Corey Kluber, Cleveland Indians
I doubt anyone is going to put last year's Cy Young Award winner on the trading block in your league, but now might be a good time to at least make an offer.
Last year, Kluber went 18-9 and this year, he's 0-4 through the first month of the season. But, pitchers' records are all garbage, we know that. What is un-Kluber-like is his 4.62 ERA through his first six starts. While he's not striking out batters at the clip he did last year (9.00 to 10.27), he's still averaging at least one an inning. That'll play in this league.
Where he's had the most trouble is with men on base, with a career-low 63.0% left-on-base percentage (LOB%), and he's not been helped by a .366 BABIP, which was ninth-highest in baseball. But his walk rate is right at his career average, as are his LD%, GB% and FB%. It just appears as if he's been a little unluckier than usual, which is why his FIP of 2.98 is so much better than his ERA.

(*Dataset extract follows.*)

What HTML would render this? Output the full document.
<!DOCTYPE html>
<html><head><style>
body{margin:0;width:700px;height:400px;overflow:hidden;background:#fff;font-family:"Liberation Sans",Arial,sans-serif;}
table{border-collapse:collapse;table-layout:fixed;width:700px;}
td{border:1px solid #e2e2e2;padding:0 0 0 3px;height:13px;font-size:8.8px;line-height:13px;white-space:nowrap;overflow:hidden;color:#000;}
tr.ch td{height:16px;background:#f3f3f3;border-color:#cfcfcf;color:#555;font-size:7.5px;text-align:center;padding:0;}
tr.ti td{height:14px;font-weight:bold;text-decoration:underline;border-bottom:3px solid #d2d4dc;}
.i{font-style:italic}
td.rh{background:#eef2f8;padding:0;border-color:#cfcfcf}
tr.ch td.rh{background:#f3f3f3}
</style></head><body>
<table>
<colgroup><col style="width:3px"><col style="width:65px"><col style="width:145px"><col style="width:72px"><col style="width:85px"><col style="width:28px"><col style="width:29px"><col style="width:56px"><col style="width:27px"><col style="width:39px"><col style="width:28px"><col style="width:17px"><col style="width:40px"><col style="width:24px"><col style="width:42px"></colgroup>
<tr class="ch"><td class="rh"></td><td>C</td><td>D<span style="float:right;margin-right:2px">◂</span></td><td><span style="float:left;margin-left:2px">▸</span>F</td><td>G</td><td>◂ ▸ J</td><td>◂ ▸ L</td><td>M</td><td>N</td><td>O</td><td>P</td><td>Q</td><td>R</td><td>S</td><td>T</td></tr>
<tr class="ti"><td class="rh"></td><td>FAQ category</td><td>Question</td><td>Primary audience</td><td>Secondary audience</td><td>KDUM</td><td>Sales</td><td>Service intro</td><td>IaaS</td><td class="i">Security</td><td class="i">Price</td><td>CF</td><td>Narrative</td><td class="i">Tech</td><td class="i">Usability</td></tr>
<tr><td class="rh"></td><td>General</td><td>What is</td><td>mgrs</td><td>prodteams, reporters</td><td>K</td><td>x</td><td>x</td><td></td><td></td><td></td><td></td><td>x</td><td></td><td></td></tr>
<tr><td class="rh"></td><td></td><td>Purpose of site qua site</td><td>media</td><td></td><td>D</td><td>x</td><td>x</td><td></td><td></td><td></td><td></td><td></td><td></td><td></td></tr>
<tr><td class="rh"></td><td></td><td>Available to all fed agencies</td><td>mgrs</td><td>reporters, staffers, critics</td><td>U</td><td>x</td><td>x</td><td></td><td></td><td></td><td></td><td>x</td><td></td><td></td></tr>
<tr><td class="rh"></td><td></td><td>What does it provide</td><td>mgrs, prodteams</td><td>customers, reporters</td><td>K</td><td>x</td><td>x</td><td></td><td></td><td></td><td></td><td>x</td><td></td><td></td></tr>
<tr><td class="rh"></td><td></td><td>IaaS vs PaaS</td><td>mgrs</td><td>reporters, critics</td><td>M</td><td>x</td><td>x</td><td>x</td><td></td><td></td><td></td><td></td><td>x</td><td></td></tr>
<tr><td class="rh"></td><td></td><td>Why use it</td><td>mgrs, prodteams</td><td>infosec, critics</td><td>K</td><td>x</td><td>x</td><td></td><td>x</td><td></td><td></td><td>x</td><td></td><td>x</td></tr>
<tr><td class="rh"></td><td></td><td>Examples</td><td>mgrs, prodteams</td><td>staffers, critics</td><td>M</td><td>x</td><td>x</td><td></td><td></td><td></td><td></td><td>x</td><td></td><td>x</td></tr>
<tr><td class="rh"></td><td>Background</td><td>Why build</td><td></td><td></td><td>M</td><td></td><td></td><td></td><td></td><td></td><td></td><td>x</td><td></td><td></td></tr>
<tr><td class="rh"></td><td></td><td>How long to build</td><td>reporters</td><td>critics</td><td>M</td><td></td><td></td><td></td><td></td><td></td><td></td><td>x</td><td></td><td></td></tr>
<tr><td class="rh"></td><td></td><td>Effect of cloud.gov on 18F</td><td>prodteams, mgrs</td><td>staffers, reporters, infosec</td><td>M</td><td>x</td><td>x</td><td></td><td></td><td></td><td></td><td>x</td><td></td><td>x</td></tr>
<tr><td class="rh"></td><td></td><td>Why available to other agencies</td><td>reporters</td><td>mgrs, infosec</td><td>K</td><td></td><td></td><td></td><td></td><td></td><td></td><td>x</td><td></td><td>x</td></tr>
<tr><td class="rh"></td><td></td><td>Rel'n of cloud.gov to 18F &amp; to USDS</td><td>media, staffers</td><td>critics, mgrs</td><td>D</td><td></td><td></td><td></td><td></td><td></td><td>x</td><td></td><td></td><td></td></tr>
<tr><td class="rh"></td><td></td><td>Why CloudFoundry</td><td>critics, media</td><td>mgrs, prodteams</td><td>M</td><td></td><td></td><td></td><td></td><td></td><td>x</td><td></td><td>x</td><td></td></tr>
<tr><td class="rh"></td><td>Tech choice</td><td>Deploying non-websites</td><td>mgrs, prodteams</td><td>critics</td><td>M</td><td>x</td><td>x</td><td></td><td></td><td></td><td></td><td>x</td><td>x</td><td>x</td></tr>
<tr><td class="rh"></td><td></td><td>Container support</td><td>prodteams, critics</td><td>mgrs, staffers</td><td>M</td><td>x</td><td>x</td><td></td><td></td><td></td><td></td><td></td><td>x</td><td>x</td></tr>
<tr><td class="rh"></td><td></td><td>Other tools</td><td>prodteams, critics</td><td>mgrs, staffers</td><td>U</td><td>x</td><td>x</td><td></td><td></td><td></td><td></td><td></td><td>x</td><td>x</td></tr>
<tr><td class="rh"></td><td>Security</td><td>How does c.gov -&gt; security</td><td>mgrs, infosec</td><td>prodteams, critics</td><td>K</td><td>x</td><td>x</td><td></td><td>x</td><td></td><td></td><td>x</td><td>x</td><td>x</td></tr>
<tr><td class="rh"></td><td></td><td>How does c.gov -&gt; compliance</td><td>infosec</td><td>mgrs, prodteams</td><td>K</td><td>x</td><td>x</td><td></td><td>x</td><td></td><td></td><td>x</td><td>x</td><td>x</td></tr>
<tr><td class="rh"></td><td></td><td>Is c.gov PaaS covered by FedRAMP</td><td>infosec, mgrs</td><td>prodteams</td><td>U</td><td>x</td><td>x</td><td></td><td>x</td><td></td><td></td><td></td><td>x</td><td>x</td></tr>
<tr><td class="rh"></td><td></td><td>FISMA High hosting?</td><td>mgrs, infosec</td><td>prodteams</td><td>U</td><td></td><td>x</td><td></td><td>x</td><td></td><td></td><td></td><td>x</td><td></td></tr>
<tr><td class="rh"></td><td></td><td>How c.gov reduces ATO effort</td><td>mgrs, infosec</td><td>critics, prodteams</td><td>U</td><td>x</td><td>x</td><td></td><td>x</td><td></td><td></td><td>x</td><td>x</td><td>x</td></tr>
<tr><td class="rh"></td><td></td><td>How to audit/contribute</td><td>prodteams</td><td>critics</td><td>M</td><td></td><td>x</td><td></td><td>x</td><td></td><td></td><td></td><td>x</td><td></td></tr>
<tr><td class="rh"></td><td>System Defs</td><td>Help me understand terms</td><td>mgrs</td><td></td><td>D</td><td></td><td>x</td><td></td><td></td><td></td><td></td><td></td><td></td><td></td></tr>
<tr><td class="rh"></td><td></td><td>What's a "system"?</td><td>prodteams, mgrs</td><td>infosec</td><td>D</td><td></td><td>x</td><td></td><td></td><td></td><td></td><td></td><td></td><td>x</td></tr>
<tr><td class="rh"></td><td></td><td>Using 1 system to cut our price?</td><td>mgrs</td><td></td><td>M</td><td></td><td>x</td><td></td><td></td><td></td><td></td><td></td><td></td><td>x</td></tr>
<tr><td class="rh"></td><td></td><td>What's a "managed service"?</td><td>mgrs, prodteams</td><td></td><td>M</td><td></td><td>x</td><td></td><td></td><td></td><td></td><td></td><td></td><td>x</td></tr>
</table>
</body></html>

Stephen Strasburg, Washington Nationals
We've been saying this for a while now, but one of these years, Strasburg is going to put it all together. And there is still plenty of time for it to be this year.

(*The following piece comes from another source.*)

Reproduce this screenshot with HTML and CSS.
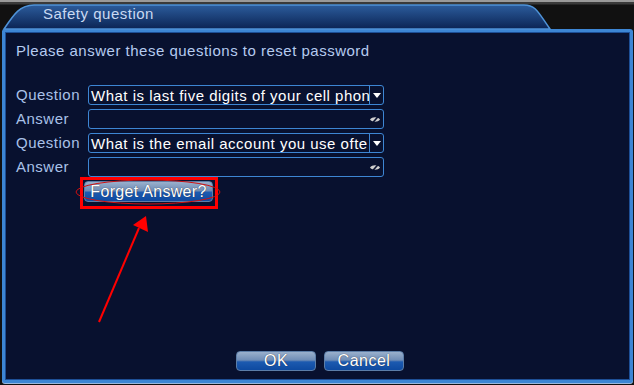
FILE: index.html
```html
<!DOCTYPE html>
<html>
<head>
<meta charset="utf-8">
<link rel="stylesheet" href="styles.css">
</head>
<body>
<div class="window">
  <div class="titlebar">
    <svg class="tab-shape" width="634" height="30" viewBox="0 0 634 30">
      <defs>
        <linearGradient id="tabg" x1="0" y1="0" x2="0" y2="1">
          <stop offset="0" stop-color="#2c5c9c"/>
          <stop offset="1" stop-color="#0b2454"/>
        </linearGradient>
      </defs>
      <path d="M4 29 C14 14 20 5 34 5 L524 5 C536 5 538 12 550 29 Z" fill="url(#tabg)" stroke="#4f93d8" stroke-width="1.5"/>
    </svg>
    <span class="title">Safety question</span>
  </div>
  <div class="panel">
    <p class="intro">Please answer these questions to reset password</p>
    <div class="form">
      <span class="label">Question</span>
      <div class="field select"><span class="val">What is last five digits of your cell phon</span><span class="drop"><svg width="8" height="5" viewBox="0 0 8 5"><path d="M0 0 H8 L4 5 Z" fill="#fff"/></svg></span></div>
      <span class="label">Answer</span>
      <div class="field input"><span class="val"></span><span class="eye"><svg width="12" height="9" viewBox="0 0 12 9"><path d="M1 4.5 C3 1.5 9 1.5 11 4.5 C9 7.5 3 7.5 1 4.5 Z" fill="#d0d0d0"/><path d="M3 8.5 L10 0.5" stroke="#08112f" stroke-width="1.6"/></svg></span></div>
      <span class="label">Question</span>
      <div class="field select"><span class="val">What is the email account you use ofte</span><span class="drop"><svg width="8" height="5" viewBox="0 0 8 5"><path d="M0 0 H8 L4 5 Z" fill="#fff"/></svg></span></div>
      <span class="label">Answer</span>
      <div class="field input"><span class="val"></span><span class="eye"><svg width="12" height="9" viewBox="0 0 12 9"><path d="M1 4.5 C3 1.5 9 1.5 11 4.5 C9 7.5 3 7.5 1 4.5 Z" fill="#d0d0d0"/><path d="M3 8.5 L10 0.5" stroke="#08112f" stroke-width="1.6"/></svg></span></div>
    </div>
    <div class="forget-row"><button class="btn forget">Forget Answer?</button></div>
    <div class="actions">
      <button class="btn action">OK</button>
      <button class="btn action">Cancel</button>
    </div>
  </div>
  <svg class="annot" width="634" height="385" viewBox="0 0 634 385">
    <rect x="81.5" y="178.5" width="135" height="29" fill="none" stroke="#ff0000" stroke-width="3"/>
    <ellipse cx="148" cy="192" rx="72" ry="12" fill="none" stroke="#d01010" stroke-width="1"/>
    <line x1="99" y1="322" x2="139" y2="228" stroke="#ff0000" stroke-width="2"/>
    <path d="M146 216 L148 232 L133 225 Z" fill="#ff0000"/>
  </svg>
</div>
</body>
</html>
```
FILE: styles.css
```css
html, body {
  margin: 0;
  padding: 0;
  background: #141414;
}
body {
  font-family: "Liberation Sans", Arial, sans-serif;
}
.window {
  position: relative;
  width: 634px;
  height: 385px;
  overflow: hidden;
  background: linear-gradient(#9a9a9a 0, #9a9a9a 2px, #3a3a3a 2px, #3a3a3a 4px, #111 5px, #111 100%);
}
.titlebar {
  position: relative;
  height: 29px;
}
.tab-shape {
  position: absolute;
  left: 0;
  top: 0;
}
.title {
  position: relative;
  display: block;
  padding: 5px 0 0 43px;
  font-size: 15px;
  letter-spacing: 0.5px;
  line-height: 17px;
  color: #c9d9f2;
}
.panel {
  box-sizing: border-box;
  margin: 0 1px 0 2px;
  height: 354px;
  border: 3px solid #3d86d4;
  border-radius: 3px;
  box-shadow: inset 0 0 0 1px #1d4f96, 0 1px 0 #9ab8dc;
  background: #08112f;
  padding: 11px 0 0 11px;
  display: flex;
  flex-direction: column;
}
.intro {
  margin: 0;
  font-size: 15px;
  letter-spacing: 0.5px;
  line-height: 16px;
  color: #b5cbef;
}
.form {
  margin-top: 26px;
  display: grid;
  grid-template-columns: 72px 296px;
  grid-auto-rows: 20px;
  row-gap: 4px;
  align-items: center;
}
.label {
  font-size: 15px;
  letter-spacing: 0.5px;
  color: #a9c1e8;
  line-height: 20px;
}
.field {
  box-sizing: border-box;
  height: 20px;
  border: 1px solid #3d86d4;
  border-radius: 3px;
  display: flex;
  align-items: center;
  overflow: hidden;
}
.val {
  flex: 1;
  min-width: 0;
  white-space: nowrap;
  overflow: hidden;
  color: #fff;
  font-size: 15px;
  letter-spacing: 0.5px;
  padding-left: 2px;
}
.drop {
  width: 13px;
  height: 100%;
  border-left: 1px solid #3d86d4;
  display: flex;
  align-items: center;
  justify-content: center;
}
.eye {
  width: 14px;
  display: flex;
  align-items: center;
  justify-content: center;
  padding-right: 1px;
}
.btn {
  font-family: "Liberation Sans", Arial, sans-serif;
  color: #fff;
  font-size: 15px;
  letter-spacing: 0.5px;
  border: 1px solid #5c7ea8;
  border-radius: 4px;
  padding: 0;
  background: linear-gradient(#9ab0cc 0, #6f8db6 45%, #1c5ab0 55%, #0e4aa0 100%);
  text-shadow: 0 0 1px #223;
}
.forget-row {
  margin-top: 4px;
  padding-left: 68px;
  display: flex;
}
.forget {
  width: 129px;
  height: 21px;
  line-height: 18px;
  font-size: 16px;
  letter-spacing: 0.3px;
  white-space: nowrap;
}
.actions {
  margin-top: auto;
  margin-bottom: 9px;
  display: flex;
  gap: 8px;
  padding-left: 220px;
}
.action {
  width: 80px;
  height: 20px;
  line-height: 18px;
  font-size: 16px;
}
.annot {
  position: absolute;
  left: 0;
  top: 0;
  pointer-events: none;
}
```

Stras is an interesting character. He's always had a very high strikeout rate (career 10.29), and that's continued this year, striking out 9.20 batters per nine. His walk rate is right in line with career norms as well, but that pesky ERA of his just doesn't want to stay down, sitting at 4.73 after Tuesday night's abbreviated start.
But Strasburg is suffering from a .402 BABIP, second-highest in baseball behind only Buchholz, and batters are actually hitting into soft contact on a more regular basis this year (20.4%) than they have through his career (17.5%). His other peripherals are all in line with his career averages, which largely means he's been getting very unlucky on balls in play, resulting in a higher ERA and a lower FIP (2.76).
Strasburg is a guy you can probably target and get for quarters on the dollar. Just make sure he's healthy after leaving last night's game.
Make an offer on all these guys. You might catch someone panicking.